The Prime Minister’s Office signaled that it agreed with the premises put forward by Ayalon. “It’s clear that the Palestinians’ refusal to show flexibility on the so-called right of return has been a major impediment of the last years to reach an agreement,” an official in the PMO told The Times of Israel Tuesday.
Ayalon said that United Nations Security Council Resolution 242 of 1967, which calls for “achieving a just settlement of the refugee problem,” refers to both Jewish and Arab refugees. “No differentiation” was made between the two groups, he said.
“The Arab nations, led by the Arab League, were responsible for causing both groups of refugees, Jews and Palestinians,” Ayalon said. “Especially now that we’re marking 10 years since the Arab League peace initiative, the so-called Saudi initiative, it is important that if they talk about a solution to our conflict with the Palestinians, that they recognize that the responsibility for the refugee problem is theirs,” the deputy foreign minister said.
While Ayalon’s proposal is likely to win the approval of many right-wing Israelis, critics said that Palestinian and Jewish refugees are not equivalent.
“It’s true that many Jews found themselves in Israel without having made plans to come — they escaped from Arab countries. But they were accepted and welcomed here. To define them as refugees is exaggerated,” said Alon Liel, a former director-general of the Foreign Ministry. “A refugee is a person who is expelled to another country, where he is not accepted by the government. The Palestinians in Lebanon, or the Sudanese in Israel — they don’t have citizenship of the country they live in.”
Jews who fled Arab countries are entitled to demand compensation for the valuables they left behind, but it is unlikely that the world will accept Ayalon’s narrative of a parallel between Jews and Palestinians, he added. “I do think that, when the day will come for the Israeli government to talk seriously about Palestinian refugees, that the Jewish refugees will help cut cost of compensation to Palestinians. But we’re not close to that day, so why bother with this issue now?” he said.
Three members of organisations representing Jews from Iraq, Libya and Egypt also spoke:
Zvi Gabay, an ex-Director-General of the Israeli MFA, in answer to a question from the audience, said that Israel had done nothing over 64 years because Israeli leaders hoped that if we did not raise the question of the Jewish refugees, the Arabs would not raise or would cease to raise the issue of the Palestinian refugees.

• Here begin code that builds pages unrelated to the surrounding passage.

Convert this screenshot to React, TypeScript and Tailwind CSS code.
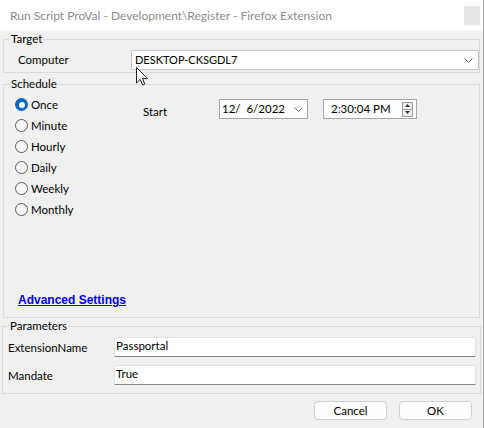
import React from "react";

function Radio({ label, checked }: { label: string; checked?: boolean }) {
  return (
    <div className="h-[21px] flex items-center">
      {checked ? (
        <div className="w-[13px] h-[13px] rounded-full bg-[#0067c0] flex items-center justify-center">
          <div className="w-[6px] h-[6px] rounded-full bg-white" />
        </div>
      ) : (
        <div className="w-[13px] h-[13px] rounded-full border border-[#5c5c5c] bg-[#f7f7f7]" />
      )}
      <span className="ml-[3px] text-[11.5px] leading-[16px] text-black">{label}</span>
    </div>
  );
}

function Chevron() {
  return (
    <svg width="9" height="5" viewBox="0 0 9 5" className="shrink-0">
      <path d="M0.5 0.5 L4.5 4.5 L8.5 0.5" fill="none" stroke="#606060" strokeWidth="1" />
    </svg>
  );
}

export default function App() {
  return (
    <div className="w-[484px] h-[428px] bg-[#f0f0f0] relative overflow-hidden border-r border-[#a8a8a8] flex flex-col font-['Lato',sans-serif] text-black">
      {/* Title bar */}
      <div className="h-[31px] shrink-0 bg-white flex items-center justify-between pl-[10px] pr-[3px]">
        <span className="text-[12px] leading-[16px] text-[#8c8c8c]">
          Run Script ProVal - Development\Register - Firefox Extension
        </span>
        <div className="w-[16px] h-[19px] bg-[#e6e6e6]" />
      </div>

      {/* Target */}
      <fieldset className="mx-[3px] border border-[#dadada] p-0 pb-[2px]">
        <legend className="ml-[6px] px-[1px] text-[11.5px] leading-[16px]">Target</legend>
        <div className="flex items-center mt-[3px]">
          <div className="w-[127px] pl-[14px] text-[11.5px] leading-[16px]">Computer</div>
          <div className="flex-1 h-[20px] bg-white border border-[#c4c4c4] rounded-[2px] flex items-center justify-between pl-[3px] pr-[5px]">
            <span className="text-[11px] leading-[16px]">DESKTOP-CKSGDL7</span>
            <Chevron />
          </div>
        </div>
      </fieldset>

      {/* Schedule */}
      <fieldset className="mx-[3px] mt-[3px] h-[242px] border border-[#dadada] p-0">
        <legend className="ml-[6px] px-[1px] text-[11.5px] leading-[16px]">Schedule</legend>
        <div className="flex flex-col h-[225px]">
          <div className="flex pt-[2px] pl-[11px]">
            <div className="w-[128px] flex flex-col">
              <Radio label="Once" checked />
              <Radio label="Minute" />
              <Radio label="Hourly" />
              <Radio label="Daily" />
              <Radio label="Weekly" />
              <Radio label="Monthly" />
            </div>
            <div className="flex items-start">
              <div className="w-[76px] mt-[10px] text-[11.5px] leading-[16px]">Start</div>
              <div className="mt-[5px] w-[89px] h-[20px] bg-white border border-[#a6a6a6] flex items-center justify-between pl-[2px] pr-[4px]">
                <span className="text-[11.5px] leading-[16px] whitespace-pre">12/  6/2022</span>
                <Chevron />
              </div>
              <div className="mt-[5px] ml-[15px] w-[94px] h-[20px] bg-white border border-[#a6a6a6] flex items-center justify-between pl-[7px] pr-[3px]">
                <span className="text-[11.5px] leading-[16px]">2:30:04 PM</span>
                <div className="flex flex-col w-[11px] h-[15px] border border-[#9a9a9a] bg-[#f2f2f2]">
                  <div className="flex-1 flex items-center justify-center border-b border-[#9a9a9a]">
                    <svg width="5" height="3" viewBox="0 0 5 3">
                      <path d="M0 3 L2.5 0 L5 3 Z" fill="#333" />
                    </svg>
                  </div>
                  <div className="flex-1 flex items-center justify-center">
                    <svg width="5" height="3" viewBox="0 0 5 3">
                      <path d="M0 0 L2.5 3 L5 0 Z" fill="#333" />
                    </svg>
                  </div>
                </div>
              </div>
            </div>
          </div>
          <div className="mt-auto pb-[7px] pl-[14px]">
            <span className="text-[12px] leading-[16px] font-bold font-['Liberation_Sans',sans-serif] text-[#0000f0] underline">
              Advanced Settings
            </span>
          </div>
        </div>
      </fieldset>

      {/* Parameters */}
      <fieldset className="mx-[2px] border border-[#dadada] p-0 pb-[8px]">
        <legend className="ml-[6px] px-[1px] text-[11.5px] leading-[16px]">Parameters</legend>
        <div className="flex flex-col gap-[8px] mt-[3px]">
          <div className="flex items-center">
            <div className="w-[111px] pl-[5px] text-[11.5px] leading-[16px] mt-[2px]">ExtensionName</div>
            <div className="flex-1 mr-[4px] h-[20px] bg-white border border-[#e3e3e3] border-b-[#8a8a8a] pl-[1px] flex items-center">
              <span className="text-[11.5px] leading-[16px] -mt-[2px]">Passportal</span>
            </div>
          </div>
          <div className="flex items-center">
            <div className="w-[111px] pl-[5px] text-[11.5px] leading-[16px] mt-[2px]">Mandate</div>
            <div className="flex-1 mr-[4px] h-[20px] bg-white border border-[#e3e3e3] border-b-[#8a8a8a] pl-[1px] flex items-center">
              <span className="text-[11.5px] leading-[16px] -mt-[2px]">True</span>
            </div>
          </div>
        </div>
      </fieldset>

      {/* Buttons */}
      <div className="flex justify-end gap-[12px] mt-[7px] pr-[11px]">
        <div className="w-[73px] h-[19px] bg-[#fdfdfd] border border-[#d0d0d0] rounded-[4px] flex items-center justify-center text-[11.5px] leading-[16px]">
          Cancel
        </div>
        <div className="w-[73px] h-[19px] bg-[#fdfdfd] border border-[#d0d0d0] rounded-[4px] flex items-center justify-center text-[11.5px] leading-[16px]">
          OK
        </div>
      </div>

      {/* Mouse cursor */}
      <svg className="absolute left-[136px] top-[67px]" width="12" height="19" viewBox="0 0 12 19">
        <path d="M0.5 0.5 L0.5 16 L4.2 12.4 L6.6 18 L8.8 17 L6.5 11.6 L11.5 11.6 Z" fill="white" stroke="#222" strokeWidth="1" strokeLinejoin="round" />
      </svg>
    </div>
  );
}
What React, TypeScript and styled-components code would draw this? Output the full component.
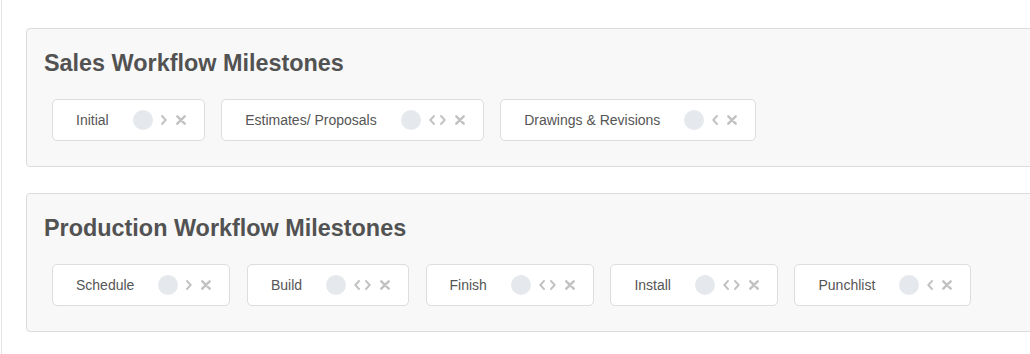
import React from "react";
import styled, { createGlobalStyle } from "styled-components";

const Global = createGlobalStyle`
  html, body {
    margin: 0;
    padding: 0;
    background: #ffffff;
    overflow: hidden;
  }
  body {
    font-family: "Liberation Sans", Arial, Helvetica, sans-serif;
  }
`;

const Page = styled.div`
  margin-left: 1px;
  border-left: 1px solid #e4e4e4;
  min-height: 354px;
  box-sizing: border-box;
  padding: 28px 0 0 24px;
  display: flex;
  flex-direction: column;
  gap: 26px;
`;

const Panel = styled.section`
  width: 1040px;
  box-sizing: border-box;
  background: #f8f8f8;
  border: 1px solid #dcdcdc;
  border-radius: 4px;
  padding: 20px 0 25px 17px;
`;

const Title = styled.h3`
  margin: 0;
  font-size: 23.4px;
  line-height: 28px;
  font-weight: 700;
  color: #525252;
`;

const Row = styled.div`
  display: flex;
  gap: 16.5px;
  margin-top: 22px;
  padding-left: 8px;
`;

const Chip = styled.div`
  display: flex;
  align-items: center;
  height: 42px;
  box-sizing: border-box;
  background: #ffffff;
  border: 1px solid #dddddd;
  border-radius: 5px;
  padding: 0 18px 0 23px;
`;

const Label = styled.span`
  font-size: 14px;
  color: #555555;
  margin-right: 24px;
  white-space: nowrap;
`;

const Dot = styled.span`
  width: 20px;
  height: 20px;
  border-radius: 50%;
  background: #e5e8ec;
  flex: none;
`;

const Nav = styled.span`
  display: flex;
  align-items: center;
  gap: 5px;
  margin-left: 8px;
`;

const IconButton = styled.button<{ $w: number }>`
  appearance: none;
  border: 0;
  padding: 0;
  background: none;
  width: ${(p) => p.$w}px;
  height: 10px;
  display: flex;
  align-items: center;
  justify-content: center;
  color: #c2c2c2;
  cursor: pointer;
`;

const Close = styled(IconButton)`
  margin-left: 9px;
`;

const ChevronLeft = () => (
  <svg width="6" height="10" viewBox="0 0 6 10" fill="none">
    <path d="M5 1 L1.3 5 L5 9" stroke="currentColor" strokeWidth="1.9" strokeLinecap="round" strokeLinejoin="round" />
  </svg>
);

const ChevronRight = () => (
  <svg width="6" height="10" viewBox="0 0 6 10" fill="none">
    <path d="M1 1 L4.7 5 L1 9" stroke="currentColor" strokeWidth="1.9" strokeLinecap="round" strokeLinejoin="round" />
  </svg>
);

const Times = () => (
  <svg width="10" height="10" viewBox="0 0 10 10" fill="none">
    <path d="M1.3 1.3 L8.7 8.7 M8.7 1.3 L1.3 8.7" stroke="currentColor" strokeWidth="2.4" strokeLinecap="round" />
  </svg>
);

type Milestone = { name: string };

const Milestones: React.FC<{ title: string; items: Milestone[] }> = ({ title, items }) => (
  <Panel>
    <Title>{title}</Title>
    <Row>
      {items.map((m, i) => (
        <Chip key={m.name}>
          <Label>{m.name}</Label>
          <Dot />
          <Nav>
            {i > 0 && (
              <IconButton $w={6} aria-label="Move left">
                <ChevronLeft />
              </IconButton>
            )}
            {i < items.length - 1 && (
              <IconButton $w={6} aria-label="Move right">
                <ChevronRight />
              </IconButton>
            )}
          </Nav>
          <Close $w={10} aria-label="Remove">
            <Times />
          </Close>
        </Chip>
      ))}
    </Row>
  </Panel>
);

export default function App() {
  return (
    <>
      <Global />
      <Page>
        <Milestones
          title="Sales Workflow Milestones"
          items={[{ name: "Initial" }, { name: "Estimates/ Proposals" }, { name: "Drawings & Revisions" }]}
        />
        <Milestones
          title="Production Workflow Milestones"
          items={[
            { name: "Schedule" },
            { name: "Build" },
            { name: "Finish" },
            { name: "Install" },
            { name: "Punchlist" },
          ]}
        />
      </Page>
    </>
  );
}
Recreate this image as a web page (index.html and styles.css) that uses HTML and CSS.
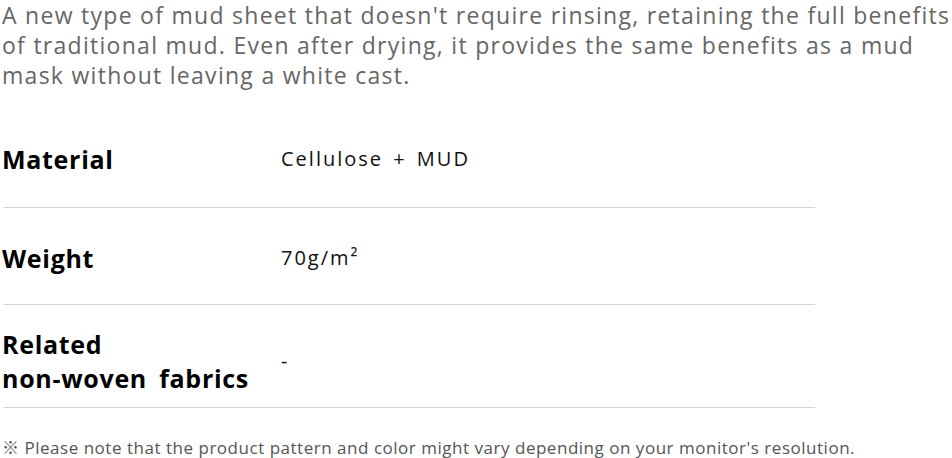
FILE: index.html
```html
<!DOCTYPE html>
<html lang="en">
<head>
<meta charset="utf-8">
<title>Mud sheet</title>
<link rel="stylesheet" href="styles.css">
</head>
<body>
<div class="page">
  <p class="intro">A new type of mud sheet that doesn't require rinsing, retaining the full benefits<br>of traditional mud. Even after drying, it provides the same benefits as a mud<br>mask without leaving a white cast.</p>
  <div class="specs">
    <div class="row row-first">
      <div class="label">Material</div>
      <div class="value">Cellulose + MUD</div>
    </div>
    <div class="row row-mid">
      <div class="label">Weight</div>
      <div class="value">70g/m²</div>
    </div>
    <div class="row row-last">
      <div class="label">Related<br>non-woven fabrics</div>
      <div class="value">-</div>
    </div>
  </div>
  <p class="note">※ Please note that the product pattern and color might vary depending on your monitor's resolution.</p>
</div>
</body>
</html>
```

FILE: styles.css
```css
html, body {
  margin: 0;
  padding: 0;
  background: #fff;
}
.page {
  padding: 0 0 0 2px;
  font-family: "Open Sans", "Noto Sans CJK KR", sans-serif;
}
.intro {
  margin: 0;
  font-size: 23px;
  line-height: 30px;
  letter-spacing: 1.28px;
  color: #666;
  white-space: nowrap;
}
.specs {
  width: 811px;
  margin: 18px 0 0 2px;
}
.row {
  display: flex;
  align-items: center;
  border-bottom: 1px solid #d4d4d4;
}
.row-first { padding: 34px 0 31px; }
.row-mid { padding: 33px 0 29px; }
.row-last { padding: 22px 0 12px; }
.label {
  width: 279px;
  flex: none;
  margin-left: -2px;
  font-size: 25px;
  font-weight: 700;
  line-height: 34px;
  letter-spacing: 0.7px;
  word-spacing: 5px;
  color: #000;
}
.value {
  font-size: 20px;
  line-height: 34px;
  letter-spacing: 2px;
  word-spacing: 3px;
  color: #111;
}
.note {
  margin: 28px 0 0;
  font-size: 17px;
  line-height: 24px;
  letter-spacing: 0.52px;
  color: #555;
  white-space: nowrap;
}
```
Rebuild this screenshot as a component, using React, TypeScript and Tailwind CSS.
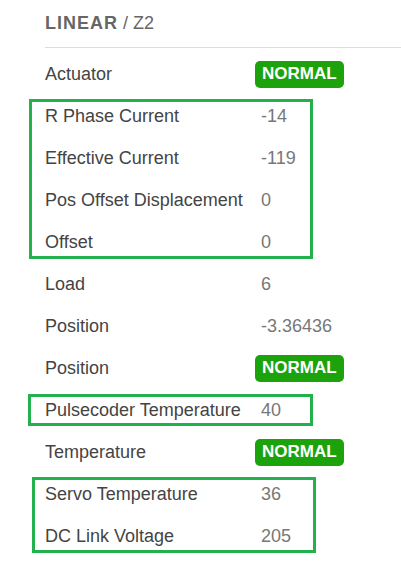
const rows: { label: string; value: string; badge?: boolean }[] = [
  { label: "Actuator", value: "NORMAL", badge: true },
  { label: "R Phase Current", value: "-14" },
  { label: "Effective Current", value: "-119" },
  { label: "Pos Offset Displacement", value: "0" },
  { label: "Offset", value: "0" },
  { label: "Load", value: "6" },
  { label: "Position", value: "-3.36436" },
  { label: "Position", value: "NORMAL", badge: true },
  { label: "Pulsecoder Temperature", value: "40" },
  { label: "Temperature", value: "NORMAL", badge: true },
  { label: "Servo Temperature", value: "36" },
  { label: "DC Link Voltage", value: "205" },
];

// annotation frames drawn over the table
const marks = [
  "left-[29px] top-[99px] w-[284px] h-[160px]",
  "left-[28px] top-[394px] w-[285px] h-[32px]",
  "left-[32px] top-[477px] w-[284px] h-[76px]",
];

export default function App() {
  return (
    <div
      className="relative w-[401px] h-[574px] bg-white overflow-hidden pl-[45px]"
      style={{ fontFamily: '"Liberation Sans", Arial, sans-serif' }}
    >
      <div className="h-[48px] flex items-center border-b border-[#dddddd] text-[18px] text-[#666666]">
        <span className="font-bold tracking-[1px]">LINEAR</span>
        <span className="ml-[5px]">/ Z2</span>
      </div>

      <div className="pt-[5px]">
        {rows.map((row, i) => (
          <div key={i} className="h-[42px] flex items-center text-[18px]">
            <span className="w-[216px] shrink-0 text-[#444444] whitespace-nowrap">{row.label}</span>
            {row.badge ? (
              <span className="-ml-[6px] h-[27px] px-[7px] flex items-center rounded-[5px] bg-[#1ca20a] text-white font-bold text-[17px]">
                {row.value}
              </span>
            ) : (
              <span className="text-[#777777]">{row.value}</span>
            )}
          </div>
        ))}
      </div>

      {marks.map((m, i) => (
        <div key={i} className={`absolute border-[3px] border-[#22b14c] pointer-events-none ${m}`} />
      ))}
    </div>
  );
}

Meir Kahlon (of the World Association of Jews from Libya) emphasised that Jews in Arab countries had also suffered from the Holocaust, and Eretz Israel had also offered salvation to them. He told the audience that his father had been in a forced labour camp in Libya. He urged Israel to act urgently to ensure that Jews from Arab countries received compensation as most at an advanced age, and each day a few more die.
Levana Zamir (of the Association of Jews from Egypt in Israel) said with some emotion that the the assets belonging to Jews from Egypt are being run by the ex-doorman/caretaker of the Eliyahu Hanavi synagogue. She expressly asked Danny Ayalon to demand from the UN that an international organisation of Jews from Arab countries be permitted to supervise Jewish affairs in each country. She brandished her father's 40-year-old compensation claim form, which she found in a drawer with her name on it. She understood that it was her father's wish that she should carry on the fight. If she stood before this audience, it was as if he were there himself.